Magic Mushrooms

Civilizations throughout our world have used psilocybin as far back as thousands of years ago.  One of them is located in Mazatec communities in Mexico and have used psilocybin mushrooms for time immemorial. Psychoactive mushroom cultivation began in the West in the 1980s, over two decades after Mazatec Wise One María Sabina first gave psilocybin mushrooms to amateur mycologist R. Gordon Wasson, as she was instructed to by a town authority. In Mazatec tradition, the mushrooms are used to heal the sick. Years later, ethnobotanists and activists Terence and Dennis McKenna concocted a method for cultivating psilocybin mushrooms at home.
 
Magic mushrooms (Psilocybe spp.) are considered to be the quintessential psychedelic along with LSD (lysergic acid diethylamide). These psychoactive fungi are still considered illegal in most parts of the world, but the laws are rapidly changing, and many countries are becoming more relaxed on the use of magic mushrooms.

Over the past three years, there have been dozens of clinical studies proving that magic mushrooms are both safe to consume and offer legitimate medical value.

Most countries still ban magic mushrooms, including the United States and Canada. However, several municipalities across North America have either legalized or decriminalized the use of magic mushrooms despite federal regulations.

For example, Vancouver, Canada, recently passed a bill that decriminalized all drugs — including magic mushrooms. Even before this, the Vancouver police department said they would not be actively targeting possession charges for personal amounts of magic mushrooms or LSD.
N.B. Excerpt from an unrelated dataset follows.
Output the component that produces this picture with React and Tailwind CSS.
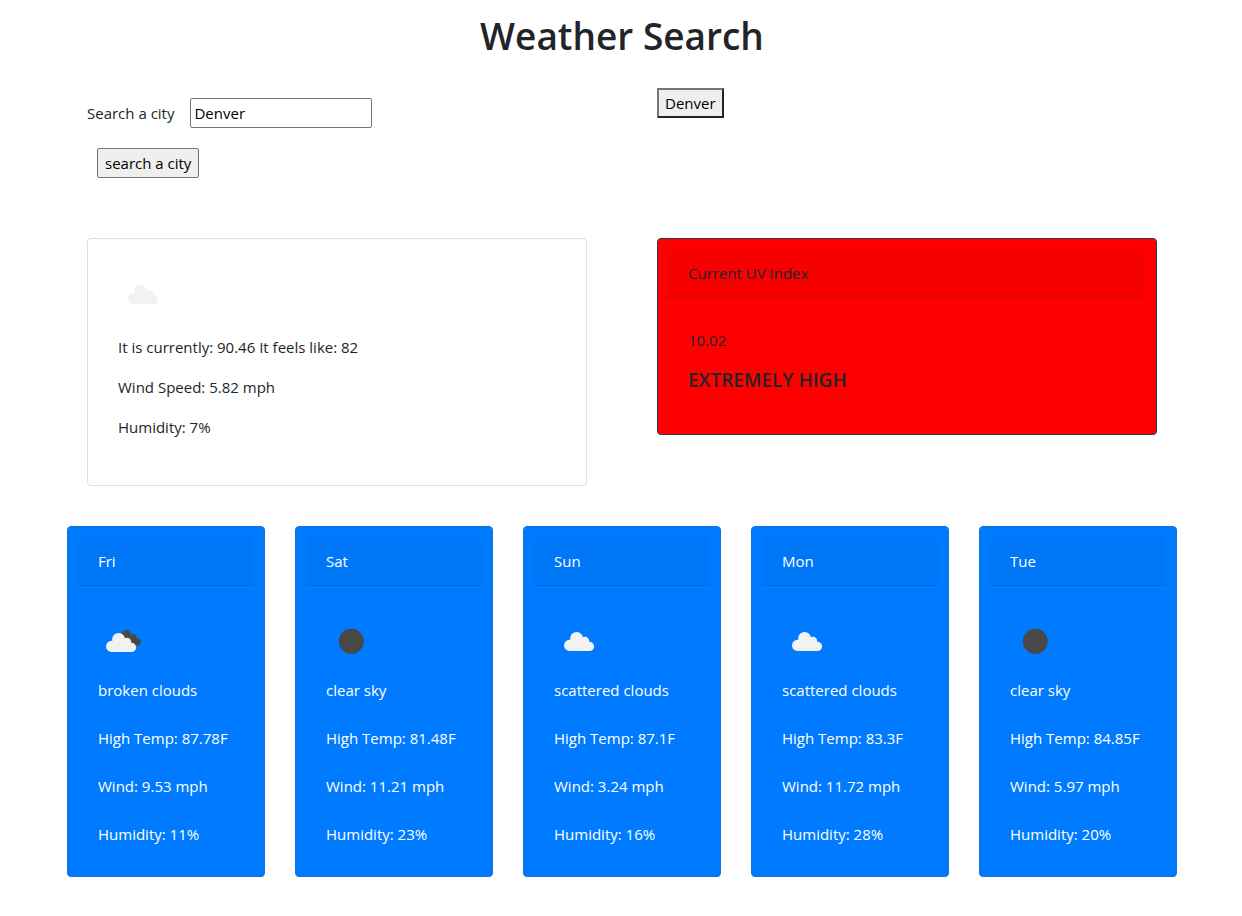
import { useState } from "react";

const forecast = [
  { day: "Fri", icon: "broken", sky: "broken clouds", temp: "87.78F", wind: "9.53 mph", humidity: "11%" },
  { day: "Sat", icon: "clear", sky: "clear sky", temp: "81.48F", wind: "11.21 mph", humidity: "23%" },
  { day: "Sun", icon: "cloud", sky: "scattered clouds", temp: "87.1F", wind: "3.24 mph", humidity: "16%" },
  { day: "Mon", icon: "cloud", sky: "scattered clouds", temp: "83.3F", wind: "11.72 mph", humidity: "28%" },
  { day: "Tue", icon: "clear", sky: "clear sky", temp: "84.85F", wind: "5.97 mph", humidity: "20%" },
];

function Cloud() {
  return (
    <g fill="#f2f2f2">
      <circle cx="15.6" cy="29.4" r="5.6" />
      <circle cx="22.6" cy="22.4" r="6.4" />
      <circle cx="31" cy="25" r="4.2" />
      <circle cx="35.5" cy="30.4" r="4.6" />
      <path d="M15.6 23.8h15.4l4.5 2v9.2H15.6z" />
    </g>
  );
}

function WeatherIcon({ kind }) {
  return (
    <svg className="size-[50px]" viewBox="0 0 50 50" aria-hidden="true">
      {kind === "clear" && <circle cx="25.3" cy="25.3" r="12.5" fill="#484848" />}
      {kind === "cloud" && <Cloud />}
      {kind === "broken" && (
        <>
          <g fill="#484848">
            <circle cx="28.3" cy="18.9" r="4.9" />
            <circle cx="35.2" cy="21.6" r="3.6" />
            <circle cx="39.2" cy="26" r="3.8" />
            <path d="M28 18l7 1 5 6-2 4.7-8-2z" />
          </g>
          <g transform="translate(-2 1)">
            <Cloud />
          </g>
        </>
      )}
    </svg>
  );
}

function DayCard({ day, icon, sky, temp, wind, humidity }) {
  return (
    <article className="rounded border border-[#1271dc] bg-[#007bff] p-2.5 text-white">
      <h2 className="rounded-t-[3px] border-b border-black/12 bg-black/3 px-5 py-3">{day}</h2>
      <div className="px-5 pt-[30px] pb-5">
        <WeatherIcon kind={icon} />
        <div className="mt-3 space-y-6">
          <p>{sky}</p>
          <p>High Temp: {temp}</p>
          <p>Wind: {wind}</p>
          <p>Humidity: {humidity}</p>
        </div>
      </div>
    </article>
  );
}

export default function App() {
  const [city, setCity] = useState("Denver");

  return (
    <div className="bg-white pt-3 pr-[65px] pb-10 pl-[67px] font-['Segoe_UI','Open_Sans',sans-serif] text-[15px] leading-6 text-[#212529]">
      <h1 className="text-center text-[37px] leading-[48px] font-semibold">Weather Search</h1>

      <main>
        <div className="grid grid-cols-2 gap-x-[70px] px-5 pt-7">
          <form className="pt-2.5" onSubmit={(e) => e.preventDefault()}>
            <div className="flex items-center gap-4">
              <label htmlFor="city">Search a city</label>
              <input
                id="city"
                type="text"
                value={city}
                onChange={(e) => setCity(e.target.value)}
                className="h-[30px] w-[182px] rounded-xs border border-[#767676] px-[3px] text-black"
              />
            </div>
            <button
              type="submit"
              className="mt-5 ml-2.5 h-[30px] rounded-xs border border-[#767676] bg-[#efefef] px-[7px] text-black"
            >
              search a city
            </button>
          </form>
          <div>
            <button
              type="button"
              className="h-[30px] border-2 border-t-[#767676] border-r-[#212529] border-b-[#212529] border-l-[#767676] bg-[#efefef] px-1.5 text-black"
            >
              Denver
            </button>
          </div>
        </div>

        <div className="mt-[60px] grid grid-cols-2 items-start gap-x-[70px] px-5">
          <section className="rounded border border-[#dfdfdf] px-[30px] pt-[30px] pb-[46px]">
            <WeatherIcon kind="cloud" />
            <div className="mt-4 space-y-4">
              <p>It is currently: 90.46 It feels like: 82</p>
              <p>Wind Speed: 5.82 mph</p>
              <p>Humidity: 7%</p>
            </div>
          </section>
          <section className="rounded border border-[#343a40] bg-[#ff0000] p-2.5">
            <h2 className="rounded-t-[3px] border-b border-black/12 bg-black/3 px-5 py-3">Current UV Index</h2>
            <div className="space-y-4 px-5 pt-[30px] pb-8">
              <p>10.02</p>
              <p className="text-[19px] font-semibold">EXTREMELY HIGH</p>
            </div>
          </section>
        </div>

        <section className="mt-10 grid grid-cols-5 gap-[30px]">
          {forecast.map((item) => (
            <DayCard key={item.day} {...item} />
          ))}
        </section>
      </main>
    </div>
  );
}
In the United States, municipalities including Washington DC, Ann Arbor, Michigan, Denver, Colorado, Oakland and Santa Cruz, California, and the state of Oregon have all decriminalized magic mushrooms.

Decriminalization isn’t the same as legalization, however. You won’t be able to buy these mushrooms legally, but it does mean you won’t receive a criminal charge if caught in possession of them.

Outside of North America, magic mushrooms have been decriminalized in Austria and the Bahamas — and legalized in Brazil, The British Virgin Islands, Jamaica, Nepal, The Netherlands, and Samoa.

In most parts of the world, magic mushroom spores are legal. People use these spores to then grow magic mushrooms at home — which is only legal where mushrooms are decriminalized.

The most common species of magic mushroom is Psilocybe cubensis but there are many other species found in the wild on all continents except Antarctica.